● Dataset excerpt:
-*-

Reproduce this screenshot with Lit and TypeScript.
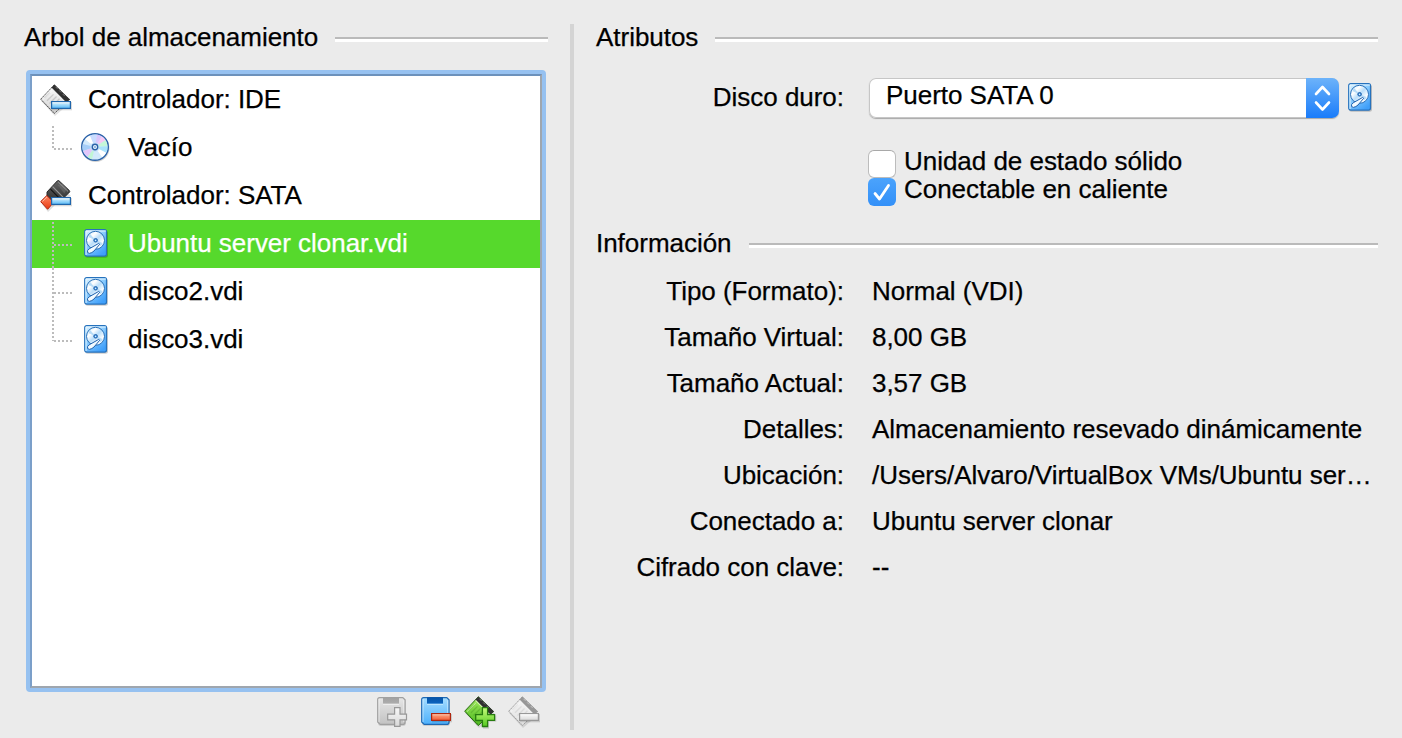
import { LitElement, html, svg, css } from "lit";
import { customElement, property } from "lit/decorators.js";

type Mark = "plus" | "minus";

@customElement("disk-icon")
class DiskIcon extends LitElement {
  static styles = css`:host{display:block;width:26px;height:30px}svg{display:block}`;
  render() {
    return html`<svg width="26" height="30" viewBox="0 0 26 30">
      <defs>
        <linearGradient id="b" x1="0" y1="0" x2=".7" y2="1"><stop offset="0" stop-color="#e2f5ff"/><stop offset=".45" stop-color="#8fcfff"/><stop offset="1" stop-color="#3f9ffa"/></linearGradient>
        <linearGradient id="p" x1="0" y1="0" x2="1" y2="1"><stop offset="0" stop-color="#c4e7fc"/><stop offset=".3" stop-color="#fff"/><stop offset=".5" stop-color="#b9defa"/><stop offset=".75" stop-color="#fff"/><stop offset="1" stop-color="#cdeafd"/></linearGradient>
      </defs>
      <rect x="1.2" y="1.6" width="22.8" height="27.2" rx="2.5" fill="#000" opacity=".2"/>
      <rect x=".7" y=".7" width="21.8" height="26.4" rx="2" fill="url(#b)" stroke="#2672bd" stroke-width="1.2"/>
      <path d="M2 26V2h20" fill="none" stroke="#e9f8ff" stroke-width="1" opacity=".9"/>
      <circle cx="11.5" cy="11.3" r="9" fill="url(#p)" stroke="#2a70b8" stroke-width="1"/>
      <path d="M11.5 11.3 4.4 8a8 8 0 0 1 2-2.8zM11.5 11.3l7.2 2.6a8 8 0 0 1-2.2 3z" fill="#8cc7f2" opacity=".6"/>
      <circle cx="11.6" cy="11.3" r="1.8" fill="#4a9be2" stroke="#1c5aa5" stroke-width=".9"/>
      <circle cx="11.6" cy="11.3" r=".6" fill="#fff"/>
      <path d="M14.5 14.5 5.2 19.8Q2.7 21.6 3.6 23.5 5 25.2 7.8 23.6L10 22l5.7-6.7z" fill="#f2faff" stroke="#1f62ae" stroke-width="1" stroke-linejoin="round"/>
    </svg>`;
  }
}

@customElement("disc-icon")
class DiscIcon extends LitElement {
  static styles = css`:host{display:block;width:30px;height:30px}svg{display:block}`;
  render() {
    return html`<svg width="30" height="30" viewBox="0 0 30 30">
      <circle cx="14.6" cy="15.2" r="13.8" fill="#000" opacity=".18"/>
      <circle cx="14" cy="14" r="13.3" fill="#d2e9fb" stroke="#2b62a8" stroke-width="1.4"/>
      <path d="M14 14 4 6.2A12.5 12.5 0 0 1 9 2.6z" fill="#fff"/>
      <path d="M14 14 9 2.6a12.5 12.5 0 0 1 7-1z" fill="#c9dcff"/>
      <path d="M14 14 16 1.6a12.5 12.5 0 0 1 5 2z" fill="#d9c5fb"/>
      <path d="M14 14 21 3.6a12.5 12.5 0 0 1 3.5 3.6z" fill="#f7c8f4"/>
      <path d="M14 14 24.5 7.2a12.5 12.5 0 0 1 2 6z" fill="#c5f7d8"/>
      <path d="M14 14 26.5 13.2a12.5 12.5 0 0 1-1.4 6.5z" fill="#a9e2fb"/>
      <path d="M14 14 25.1 19.7a12.5 12.5 0 0 1-4 4.6z" fill="#fff"/>
      <path d="M14 14 2.2 18A12.5 12.5 0 0 1 1.8 11z" fill="#a5cdf8"/>
      <path d="M14 14 6.5 24A12.5 12.5 0 0 1 2.2 18z" fill="#e2c7fa"/>
      <path d="M14 14 11 26.2A12.5 12.5 0 0 1 6.5 24z" fill="#c1f5d5"/>
      <circle cx="14" cy="14" r="4.8" fill="#c5e2fa" opacity=".75"/>
      <circle cx="14" cy="14" r="2.7" fill="#f4faff" stroke="#2b62a8" stroke-width="1.4"/>
      <circle cx="14" cy="14" r="1" fill="#78a9da"/>
    </svg>`;
  }
}

const grad = (id: string, a: string, b: string) =>
  svg`<linearGradient id=${id} x1="0" y1="0" x2="0" y2="1"><stop offset="0" stop-color=${a}/><stop offset="1" stop-color=${b}/></linearGradient>`;

@customElement("controller-icon")
class ControllerIcon extends LitElement {
  static styles = css`:host{display:block;width:33px;height:33px}svg{display:block}`;
  @property() kind = "ide";
  render() {
    const k = this.kind;
    const muted = k === "remove";
    const green = k === "add";
    const body = green ? ["#a4ec5e", "#4cb81e"] : muted ? ["#f4f4f4", "#e2e2e2"] : ["#fdfdfd", "#d2d2d2"];
    const edge = green ? "#256a10" : muted ? "#a0a0a0" : "#5a5a5a";
    const side = muted ? "#979797" : "#303030";
    return html`<svg width="33" height="33" viewBox="0 0 33 33">
      <defs>
        ${grad("m", body[0], body[1])}
        ${grad("bar", muted ? "#fcfcfc" : "#e8f9ff", muted ? "#d8d8d8" : "#55b8f6")}
        ${grad("k", "#666", "#2b2b2b")}
        ${grad("r", "#ff8a66", "#e8380f")}
        ${grad("g", "#c6fb7c", "#55ca20")}
      </defs>
      ${k === "sata"
        ? svg`
          <path d="M8 24 18 3l13 13-16 9-7 7-6-8z" opacity=".13"/>
          <path d="M17.4.8q.8-.6 1.6 0L29.4 10.6q.7.8 0 1.6L19 22.6 14 23 7 15.5V12z" fill="url(#k)" stroke="#2b2b2b" stroke-width="1"/>
          <path d="M12.6 6.6 23 17.2" stroke="#999" stroke-width="1.1" fill="none"/>
          <path d="M17.6 5 22.8 3.8 27 8.4 24.4 13.4z" fill="#777" opacity=".45"/>
          <path d="M10.5 9.2 19.5 18.3" stroke="#151515" stroke-width="1.2"/>
          <path d="M18.2 2 28 11.4" stroke="#a5a5a5" stroke-width=".8"/>
          <path d="M.7 21.6 6.8 15.5 13.7 22.3 7.6 29.3z" fill="url(#r)" stroke="#b22610" stroke-width="1" stroke-linejoin="round"/>
          <path d="M2.3 21.6 6.8 17.1" stroke="#ffc0a8" stroke-width="1"/>`
        : svg`
          <path d="M1 17 15 3l16 15-16 14z" opacity=".11"/>
          <path d="M.7 15.2 14.3.8 29.4 15.6 14.2 29.6z" fill="url(#m)" stroke=${edge} stroke-width="1" stroke-dasharray=${green ? "none" : "2 .5"}/>
          <path d="M14.3.4 30 15.6l-4 3.2L11.2 4z" fill=${side}/>
          <path d="M11.6 4.4 26 18.8" stroke=${green ? "#d8ffb0" : "#f4f4f4"} stroke-width="1.1"/>
          <path d="M15.5 2.8l2 2m1.6 1.6 2 2m1.6 1.6 2 2" stroke=${muted ? "#c4c4c4" : "#777"} stroke-width="1"/>
          <path d="M4.5 14 10 8.6M7 16.8l6.5-6.4M9.5 19.5l7-7M12 22.2l7.5-7.4" stroke=${edge} stroke-width="1.3" opacity=".22"/>
          <path d="M3 15.6 11.8 7" stroke="#fff" stroke-width=".9" opacity=".6"/>
          <path d="M2.8 17.4 14.2 28.4" stroke=${edge} stroke-width="1" opacity=".5" stroke-dasharray="1 1.4"/>`}
      ${green
        ? svg`<path d="M19 12.5h6v7h7.3v6.3H25v7h-6v-7h-7v-6.3h7z" opacity=".13"/>
          <path d="M18.4 11.7h5.2v7h7v5.6h-7v6.2h-5.2v-6.2h-6.7v-5.6h6.7z" fill="url(#g)" stroke="#277c10" stroke-width="1.3"/>`
        : svg`<rect x="12" y="18" width="20" height="8.3" opacity=".15"/>
          <rect x="11.6" y="17.6" width="18.8" height="6.8" fill="url(#bar)" stroke=${muted ? "#989898" : "#1f66ac"} stroke-width="1.2"/>
          <path d="M12.5 18.8h17" stroke="#fff" stroke-width=".9" opacity=".8"/>`}
    </svg>`;
  }
}

@customElement("floppy-icon")
class FloppyIcon extends LitElement {
  static styles = css`:host{display:block;width:33px;height:33px}svg{display:block}`;
  @property() mark: Mark = "plus";
  render() {
    const on = this.mark === "minus";
    return html`<svg width="33" height="33" viewBox="0 0 33 33">
      <defs>
        ${grad("f", on ? "#a6ddff" : "#e6e6e6", on ? "#4db0fc" : "#c2c2c2")}
        ${grad("t", on ? "#0753a6" : "#a0a0a0", on ? "#0a64c0" : "#adadad")}
        ${grad("p", "#f8f8f8", "#d8d8d8")}
        ${grad("q", "#ffb08f", "#f05a32")}
      </defs>
      <rect x="1" y="2.2" width="28" height="27.8" rx="3" opacity=".13"/>
      <path d="M2.6 1.6h23.2l2.2 2.2v22.4q0 2.2-2.2 2.2H3.2L.7 26V3.6q0-2 1.9-2z" fill="url(#f)" stroke=${on ? "#1f69b4" : "#a0a0a0"} stroke-width="1.2"/>
      <path d="M2 26V3M26.8 26V4.4" stroke="#fff" opacity=".5"/>
      <path d="M6 1.2h16v6.6H6z" fill="url(#t)"/>
      <path d="M6 8.3h16" stroke=${on ? "#c4e9ff" : "#f2f2f2"}/>
      ${on
        ? svg`<rect x="11" y="18" width="20" height="8.3" opacity=".15"/>
          <rect x="10.6" y="17.6" width="18.8" height="6.8" fill="url(#q)" stroke="#b0260f" stroke-width="1.2"/>
          <path d="M11.5 18.8h17" stroke="#ffd0bd" stroke-width=".9" opacity=".8"/>`
        : svg`<path d="M17.6 11.6h5.4v6.6h6.5v5.6h-6.5v6.6h-5.4v-6.6h-6.9v-5.6h6.9z" fill="url(#p)" stroke="#989898" stroke-width="1.2"/>`}
    </svg>`;
  }
}

interface Node { name: string; icon: string; child?: boolean; first?: boolean; last?: boolean; selected?: boolean; }

const tree: Node[] = [
  { name: "Controlador: IDE", icon: "ide" },
  { name: "Vacío", icon: "disc", child: true, first: true, last: true },
  { name: "Controlador: SATA", icon: "sata" },
  { name: "Ubuntu server clonar.vdi", icon: "disk", child: true, first: true, selected: true },
  { name: "disco2.vdi", icon: "disk", child: true },
  { name: "disco3.vdi", icon: "disk", child: true, last: true },
];

const info = [
  ["Tipo (Formato):", "Normal (VDI)"],
  ["Tamaño Virtual:", "8,00 GB"],
  ["Tamaño Actual:", "3,57 GB"],
  ["Detalles:", "Almacenamiento resevado dinámicamente"],
  ["Ubicación:", "/Users/Alvaro/VirtualBox VMs/Ubuntu ser…"],
  ["Conectado a:", "Ubuntu server clonar"],
  ["Cifrado con clave:", "--"],
];

@customElement("app-root")
class AppRoot extends LitElement {
  static styles = css`
    :host { display: block; }
    * { box-sizing: border-box; }
    .page { width: 1402px; height: 738px; background: #ebebeb; display: grid; grid-template-columns: 546px 4px 782px; column-gap: 24px; overflow: hidden;
      font: 26px/30px "Liberation Sans", Arial, sans-serif; letter-spacing: -0.03px; -webkit-text-stroke: 0.25px currentColor; color: #000; white-space: nowrap; }
    .left { padding-left: 24px; width: 548px; display: flex; flex-direction: column; }
    .divider { background: #d4d4d4; margin: 24px 0 8px; }
    .right { margin-left: -2px; width: 782px; }
    .heading { display: flex; align-items: center; gap: 17px; height: 30px; margin-top: 22px; }
    .rule { flex: 1; height: 5px; border-top: 2px solid #bababa; border-bottom: 3px solid #fff; margin-top: 5px; }
    .tree { margin: 18px 0 0 2px; width: 520px; height: 622px; border: 4px solid #96c1f0; border-radius: 4px; background: #96c1f0; }
    .rows { height: 614px; background: #fff; border: 2px solid #9fa6ae; border-top-color: #6c91bb; border-left-color: #7b9fc9; }
    .row { height: 48px; display: flex; align-items: center; }
    .row.top { padding-left: 8px; gap: 15px; }
    .row.selected { background: #56d92c; color: #fff; }
    .branch { width: 40px; height: 48px; flex: none; margin-right: 9px; }
    .slot { width: 47px; flex: none; }
    .slot.disk { padding-left: 3px; }
    .name { position: relative; top: -1px; }
    .actions { display: flex; gap: 11px; padding: 4px 0 0 353px; }
    .actions .add { margin-left: -1px; }
    .device { display: grid; grid-template-columns: 248px 471px 26px; align-items: start; height: 40px; margin-top: 26px; }
    .lbl { text-align: right; }
    .device .lbl { padding-top: 4px; }
    .combo { margin-left: 25px; width: 470px; height: 40px; display: flex; border-radius: 7px; background: #fff; box-shadow: inset 0 0 0 1px #c6c6c6, 0 1px 1px #a8a8a8; overflow: hidden; }
    .combo .value { flex: 1; padding: 2px 0 0 17px; }
    .step { width: 33px; height: 40px; background: linear-gradient(#6db3fa, #1a7cfa); }
    .device disk-icon { margin: 5px 0 0 33px; }
    .checks { margin: 32px 0 0 272px; }
    .check { display: flex; height: 28px; gap: 8px; line-height: 22px; }
    .box { width: 28px; height: 28px; border-radius: 6px; background: #fff; border: 1px solid #bcbcbc; border-top-color: #a8a8a8; flex: none; }
    .box.on { border: 0; background: linear-gradient(#4ba3fc, #3390f8); }
    .second { margin-top: 22px; }
    .info { display: grid; grid-template-columns: 248px 1fr; column-gap: 28px; row-gap: 16px; margin-top: 18px; }
  `;

  branch(n: Node) {
    return html`<svg class="branch" viewBox="0 0 40 48">
      <path d=${`M21 ${n.first ? 2 : 0}V${n.last ? 25 : 48}M22 25H40`} stroke="#bcbcbc" stroke-width="2" stroke-dasharray="2 2" fill="none"/></svg>`;
  }

  row(n: Node) {
    if (!n.child) return html`<div class="row top"><controller-icon .kind=${n.icon}></controller-icon><span class="name">${n.name}</span></div>`;
    return html`<div class="row ${n.selected ? "selected" : ""}">${this.branch(n)}
      <div class="slot ${n.icon}">${n.icon === "disk" ? html`<disk-icon></disk-icon>` : html`<disc-icon></disc-icon>`}</div>
      <span class="name">${n.name}</span></div>`;
  }

  render() {
    return html`<main class="page">
      <section class="left">
        <div class="heading"><span>Arbol de almacenamiento</span><span class="rule"></span></div>
        <div class="tree"><div class="rows">${tree.map((n) => this.row(n))}</div></div>
        <div class="actions">
          <floppy-icon mark="plus"></floppy-icon><floppy-icon mark="minus"></floppy-icon>
          <controller-icon class="add" kind="add"></controller-icon><controller-icon kind="remove"></controller-icon>
        </div>
      </section>
      <div class="divider"></div>
      <section class="right">
        <div class="heading"><span>Atributos</span><span class="rule"></span></div>
        <div class="device">
          <span class="lbl">Disco duro:</span>
          <div class="combo"><span class="value">Puerto SATA 0</span>
            <svg class="step" viewBox="0 0 33 40"><path d="M10 16l6.5-7 6.5 7M10 24.5l6.5 7 6.5-7" fill="none" stroke="#fff" stroke-width="2.6" stroke-linecap="round" stroke-linejoin="round"/></svg>
          </div>
          <disk-icon></disk-icon>
        </div>
        <div class="checks">
          <div class="check"><span class="box"></span><span>Unidad de estado sólido</span></div>
          <div class="check"><svg class="box on" viewBox="0 0 28 28"><path d="M7 15.5l4.5 5.5L20.5 7.5" fill="none" stroke="#fff" stroke-width="2.8" stroke-linecap="round" stroke-linejoin="round"/></svg><span>Conectable en caliente</span></div>
        </div>
        <div class="heading second"><span>Información</span><span class="rule"></span></div>
        <div class="info">${info.map(([a, b]) => html`<span class="lbl">${a}</span><span>${b}</span>`)}</div>
      </section>
    </main>`;
  }
}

-*-

Go through the material and select each line with the string "this" in it.

Reproduce this screenshot with Lit and TypeScript.
    const k = this.kind;
    const on = this.mark === "minus";
    return html`<div class="row ${n.selected ? "selected" : ""}">${this.branch(n)}
        <div class="tree"><div class="rows">${tree.map((n) => this.row(n))}</div></div>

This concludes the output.